Very low milk supply - pumping only
My son was born 15 weeks early on Jan 27th. I started pumping the next day using a Medela Symphony pump. My milk started coming in after about the 2nd or 3rd day. I pumped about 10 times a day but at my highest the most I ever pumped was an ounce and a half. Then my supply started going down to the point where I only get 10-20mL every 2-3 hours now (And I have to squeeze out every last drop). My son is currently getting tube fed 30mL every 3 hours. I've tried a lot of things to bring it back up: power pumping, double pumping, fenugreek, fenugreek & blessed thistle, and eating a lot oatmeal. I definitely am drinking and eating enough and still taking my prenatal vitamin so that shouldn't be in issue. I am on the mini pill so my birth control shouldn't be affecting it and although I spend every day at the NICU with my son and only get to see my husband on the weekends, I'm not overly stressed.
Does anyone have any recommendations or suggestions? I would go see a lactation consultant but I've heard TRICARE doesn't cover that and we're living paycheck to paycheck as it is with me not working. I would love for my son to continue to get my breastmilk but pumping and only getting such a small amount has me wanting to throw in the towel and not have to get up in the middle of the night to pump. (After all I'm going to have to get up enough during the night when the baby is able to come home.)
Thanks in advance. :)
Re: Very low milk supply - pumping only
Welcome and congratulations on the new baby! I'm sorry you're having a rough time. Hopefully your LO will be able to come home soon, and you'll get this pumping thing figured out! Here are some suggestions for increasing production and figuring out why you're not getting more:
1. Consider a different form of birth control. All hormonal contraception- including the mini-pill- has the potential to negatively impact supply.
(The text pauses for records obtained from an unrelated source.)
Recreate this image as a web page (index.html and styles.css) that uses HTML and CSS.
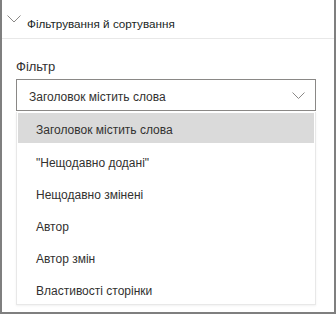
FILE: index.html
```html
<!DOCTYPE html>
<html lang="uk">
<head>
  <meta charset="UTF-8">
  <title>Фільтрування й сортування</title>
  <link rel="stylesheet" href="styles.css">
</head>
<body>
  <div class="panel">
    <div class="section-header">
      <svg class="header-chevron" width="14" height="8" viewBox="0 0 14 8">
        <path d="M0.5 0.5 L7 7 L13.5 0.5" fill="none" stroke="#8a8886" stroke-width="1"/>
      </svg>
      <span class="section-title">Фільтрування й сортування</span>
    </div>

    <div class="section-body">
      <label class="field-label">Фільтр</label>
      <div class="dropdown">
        <span class="dropdown-value">Заголовок містить слова</span>
        <svg class="dropdown-chevron" width="13" height="7" viewBox="0 0 13 7">
          <path d="M0.5 0.5 L6.5 6.5 L12.5 0.5" fill="none" stroke="#8a8886" stroke-width="1"/>
        </svg>
      </div>
      <ul class="dropdown-list">
        <li class="option selected">Заголовок містить слова</li>
        <li class="option">"Нещодавно додані"</li>
        <li class="option">Нещодавно змінені</li>
        <li class="option">Автор</li>
        <li class="option">Автор змін</li>
        <li class="option">Властивості сторінки</li>
      </ul>
    </div>
  </div>
</body>
</html>
```

FILE: styles.css
```css
* {
  box-sizing: border-box;
}

body {
  margin: 0;
  font-family: 'Liberation Sans', Arial, sans-serif;
  color: #323130;
  background: white;
}

.panel {
  width: 336px;
  height: 314px;
  border: 2px solid #7f7f7f;
  border-top: none;
  overflow: hidden;
}

.section-header {
  display: flex;
  align-items: flex-start;
  height: 39px;
  padding-left: 5px;
  border-bottom: 1px solid #e8e8e8;
}

.header-chevron {
  margin: 15px 6px 0 0;
}

.section-title {
  margin-top: 16px;
  font-size: 11.7px;
  line-height: 16px;
  color: #201f1e;
}

.section-body {
  padding: 18px 18px 0 14px;
}

.field-label {
  display: block;
  font-size: 13px;
  line-height: 20px;
  margin-bottom: 2px;
}

.dropdown {
  display: flex;
  align-items: center;
  justify-content: space-between;
  height: 32px;
  padding: 0 10px 0 12px;
  border: 1px solid #8a8886;
  background: white;
}

.dropdown-value {
  font-size: 12px;
  padding-top: 3px;
}

.dropdown-list {
  list-style: none;
  margin: 1px 0 0;
  padding: 1px 1px 0;
  height: 193px;
  border: 1px solid #e8e8e8;
  border-top: none;
  box-shadow: 0 1px 2px rgba(0,0,0,0.06);
}

.option {
  height: 32px;
  padding: 4px 0 0 18px;
  line-height: 28px;
  font-size: 12px;
}

.option.selected {
  height: 30px;
  line-height: 26px;
  margin-bottom: 2px;
  background: #dadada;
}
```
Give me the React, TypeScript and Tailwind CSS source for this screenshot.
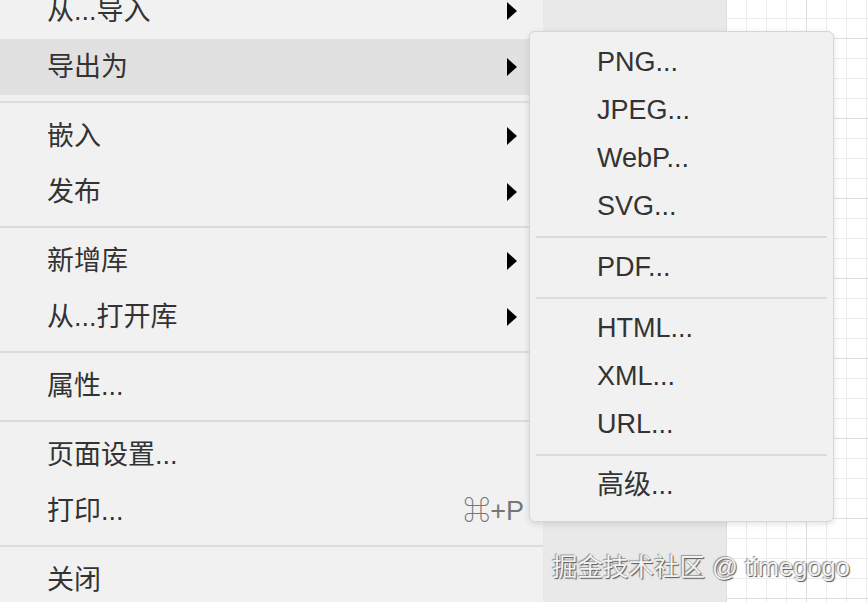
import React from "react";

type Item = { label: string; arrow?: boolean; hover?: boolean; shortcut?: string } | "sep";

const mainItems: Item[] = [
  { label: "从...导入", arrow: true },
  { label: "导出为", arrow: true, hover: true },
  "sep",
  { label: "嵌入", arrow: true },
  { label: "发布", arrow: true },
  "sep",
  { label: "新增库", arrow: true },
  { label: "从...打开库", arrow: true },
  "sep",
  { label: "属性..." },
  "sep",
  { label: "页面设置..." },
  { label: "打印...", shortcut: "⌘+P" },
  "sep",
  { label: "关闭" },
];

const subItems: (string | "sep")[] = [
  "PNG...",
  "JPEG...",
  "WebP...",
  "SVG...",
  "sep",
  "PDF...",
  "sep",
  "HTML...",
  "XML...",
  "URL...",
  "sep",
  "高级...",
];

const font = { fontFamily: '"Liberation Sans", "Noto Sans CJK SC", sans-serif' };

function Arrow() {
  return (
    <svg width="10" height="18" viewBox="0 0 10 18" className="shrink-0">
      <path d="M0 0 L10 9 L0 18 Z" fill="#000" />
    </svg>
  );
}

export default function App() {
  return (
    <div className="relative flex h-[602px] w-[868px] overflow-hidden text-[#333]" style={font}>
      {/* main menu */}
      <div className="w-[543px] shrink-0 bg-[#f1f1f1]">
        <div className="-mt-[17px]">
          {mainItems.map((it, i) =>
            it === "sep" ? (
              <div key={i} className="flex h-[13px] items-center">
                <div className="h-[2px] w-full bg-[#dcdcdc]" />
              </div>
            ) : (
              <div
                key={i}
                className={`flex h-[56px] items-center justify-between pl-[47px] pr-[26px] text-[27px] ${
                  it.hover ? "bg-[#e1e1e1]" : ""
                }`}
              >
                <span>{it.label}</span>
                {it.arrow && <Arrow />}
                {it.shortcut && <span className="-mr-[7px] text-[#777]">{it.shortcut}</span>}
              </div>
            )
          )}
        </div>
      </div>

      {/* side panel */}
      <div className="w-[183px] shrink-0 bg-[#e9e9e9]" />

      {/* grid canvas */}
      <div
        className="flex-1 bg-white"
        style={{
          backgroundImage:
            "linear-gradient(to right, #dedede 1px, transparent 1px), linear-gradient(to bottom, #dedede 1px, transparent 1px), linear-gradient(to right, #ececec 1px, transparent 1px), linear-gradient(to bottom, #ececec 1px, transparent 1px)",
          backgroundSize: "80px 80px, 80px 80px, 20px 20px, 20px 20px",
          backgroundPosition: "0 38px, 0 38px, 0 18px, 0 18px",
        }}
      />

      {/* submenu */}
      <div className="absolute left-[529px] top-[31px] h-[491px] w-[305px] rounded-[6px] border border-[#d6d6d6] bg-[#f1f1f1] pt-[6px] shadow-[0_2px_6px_rgba(0,0,0,0.12)]">
        {subItems.map((s, i) =>
          s === "sep" ? (
            <div key={i} className="flex h-[13px] items-center px-[6px]">
              <div className="h-[2px] w-full bg-[#dcdcdc]" />
            </div>
          ) : (
            <div key={i} className="flex h-[48px] items-center pl-[67px] text-[27px]">
              {s}
            </div>
          )
        )}
      </div>

      {/* watermark */}
      <div
        className="absolute left-[552px] top-[550px] text-[25.5px] leading-[35px] text-[#f2f2f2]"
        style={{ textShadow: "1px 1px 1px #555, -1px -1px 1px #999" }}
      >
        掘金技术社区 @ timegogo
      </div>
    </div>
  );
}
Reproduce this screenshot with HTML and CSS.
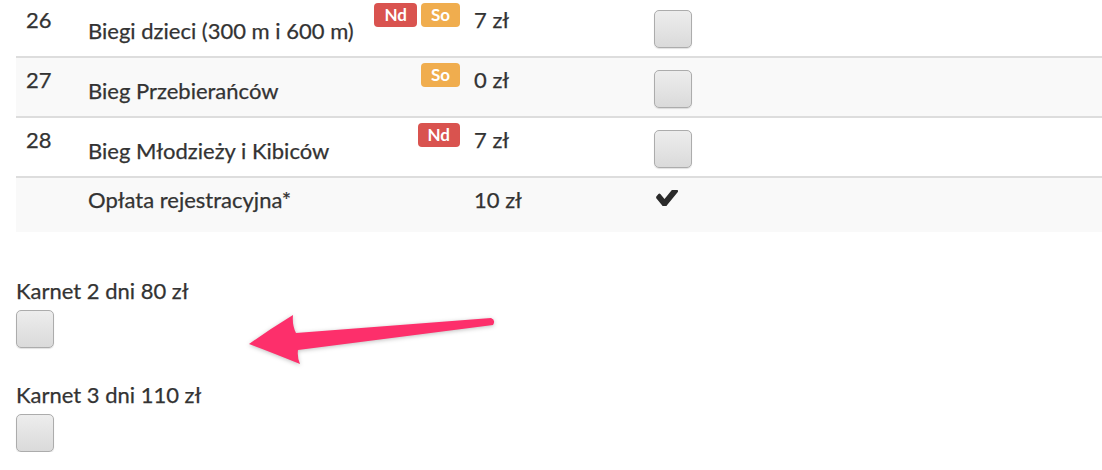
FILE: index.html
```
<!DOCTYPE html>
<html lang="pl"><head>
<meta charset="UTF-8">
<meta name="viewport" content="width=device-width, initial-scale=1.0">
<title>Zapisy - biegi</title>
<link rel="stylesheet" href="styles.css">
</head>
<body>
<div class="page">

<table class="runs">
<colgroup>
<col class="c-no"><col class="c-name"><col class="c-price"><col class="c-pick">
</colgroup>
<tbody>
<tr>
<td class="no">26</td>
<td class="name tagged"><span class="tags"><span class="tag nd">Nd</span><span class="tag so">So</span></span><span class="label">Biegi dzieci (300 m i 600 m)</span></td>
<td class="price">7 zł</td>
<td><input type="checkbox" class="box"></td>
</tr>
<tr class="odd">
<td class="no">27</td>
<td class="name tagged"><span class="tags"><span class="tag so">So</span></span><span class="label">Bieg Przebierańców</span></td>
<td class="price">0 zł</td>
<td><input type="checkbox" class="box"></td>
</tr>
<tr>
<td class="no">28</td>
<td class="name tagged"><span class="tags"><span class="tag nd">Nd</span></span><span class="label">Bieg Młodzieży i Kibiców</span></td>
<td class="price">7 zł</td>
<td><input type="checkbox" class="box"></td>
</tr>
<tr class="odd fee">
<td class="no"></td>
<td class="name"><span class="label">Opłata rejestracyjna*</span></td>
<td class="price">10 zł</td>
<td><svg class="tick" viewBox="113 498 1558 928" preserveAspectRatio="none"><path d="M1671 566q0 40-28 68l-724 724-136 136q-28 28-68 28t-68-28l-136-136-362-362q-28-28-28-68t28-68l136-136q28-28 68-28t68 28l294 295 656-657q28-28 68-28t68 28l136 136q28 28 28 68z"/></svg></td>
</tr>
</tbody>
</table>

<div class="pass">
<div class="pass-title">Karnet 2 dni 80 zł</div>
<input type="checkbox" class="box">
</div>
<div class="pass">
<div class="pass-title">Karnet 3 dni 110 zł</div>
<input type="checkbox" class="box">
</div>

</div>

<!-- annotation arrow drawn over the page -->
<svg class="arrow" width="1102" height="470" viewBox="0 0 1102 470">
<path d="M249,344 Q270,329 293,315 Q292,325 296,333 L491,318 Q496,320 493,325 L298,350 Q297,357 300,364 Q273,353 249,344 Z"/>
</svg>
</body></html>
```

FILE: styles.css
```
body {
    margin: 0;
    background: #fff;
    color: #333;
    font-family: Lato, "Open Sans", sans-serif;
    font-size: 22px;
    line-height: 30px;
    -webkit-text-stroke: 0.25px #333;
}

.page {
    padding-left: 16px;
}

.runs {
    width: 100%;
    table-layout: fixed;
    border-collapse: collapse;
    margin-top: -2px;
    font-size: 22px;
}

.c-no { width: 62px; }
.c-name { width: 386px; }
.c-price { width: 180px; }

.runs tr {
    border-top: 2px solid #ddd;
}

.runs tr:first-child {
    border-top: none;
}

.runs tr.odd {
    background: #f9f9f9;
}

.runs td {
    vertical-align: top;
    padding: 7px 10px 8px 10px;
}

.runs tr.fee td {
    height: 39px;
}

.runs td.name {
    padding-right: 4px;
}

.name.tagged .label {
    display: block;
    padding-top: 11px;
}

.tags {
    float: right;
    display: flex;
    gap: 4px;
    margin-top: -2px;
}

.tag {
    display: inline-block;
    height: 24px;
    line-height: 24px;
    padding: 0 10px;
    border-radius: 4px;
    color: #fff;
    font-size: 17px;
    font-weight: 700;
    -webkit-text-stroke: 0;
}

.tag.nd { background: #d9534f; }
.tag.so { background: #f0ad4e; }

.box {
    -webkit-appearance: none;
    appearance: none;
    display: block;
    width: 38px;
    height: 38px;
    margin: 5px 0 0 0;
    border: 1px solid #acacac;
    border-radius: 5px;
    background: linear-gradient(to bottom, #ededed, #dadada);
    box-shadow: 0 1px 1px rgba(0,0,0,.12);
}

.tick {
    display: block;
    width: 22px;
    height: 16px;
    margin: 5px 0 0 2px;
    fill: #2b2b2b;
}

.pass {
    padding-top: 44px;
}

.pass + .pass {
    padding-top: 32px;
}

.pass .box {
    margin-top: 4px;
}

.arrow {
    position: absolute;
    top: 0;
    left: 0;
    pointer-events: none;
    filter: drop-shadow(0 1px 2px rgba(0,0,0,.25));
}

.arrow path {
    fill: #fd2f6b;
}
```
2. Make sure you are using the absolute best pump possible, with correctly sized shields. I strongly suggest that any mom who is exclusively pumping use a hospital-grade rental pump.
3. Pump more often. Many moms make the mistake of not pumping frequently enough. A newborn generally nurses 8-12 times a day, so a mom who is pumping should replicate that sort of demand pattern using the pump. That means pumping every 2 hours during the day and every 3 at night, or even more frequently if possible.
4. Talk to your doctor or midwife about conditions that can cause supply problems. These conditions include hypothyroidism, hyperthyroidism, PCOS, and retained placenta. Thyroid issues are particularly common in postpartum women.
5. Call the local LCs, preferably the ones who are IBCLCs, and ask them if they take Tricare or will accept a reduced fee or a fee which is stretched out over a period of months. Most LCs get into the business because they like helping other moms, not because they want to rake in the cash.
6. Consider using Reglan or Domperidone, which are prescription drugs which can increase milk supply as a side-effect. Both have additional side-effects and are not appropriate for all mothers, so talk to your doctor or midwife before taking either one.
7. Kangaroo care: http://www.kangaroomothercare.com/
Re: Very low milk supply - pumping only
Your insurance company is required by law now to cover lactation services.
Some moms dnt respond well to the Sumphony. I had one mom who was pumping and nursing with supply problems, and she did better with the Classic than the Symphony.
I would stop the mini pill and see if that helps.
If you are not now, pump more often and shoot for a total of 120 minutes a day. Dropping sessions too soon and not pumping long enough are two things pimping mkms often do that shoot them in the foot.
Try some power pumping
Give it all time. I notice it takes me at least a week, fi not 2, to change my supply for the better via pumping. Thus, if baby can, try direct breastfeeding. It is good for your supply.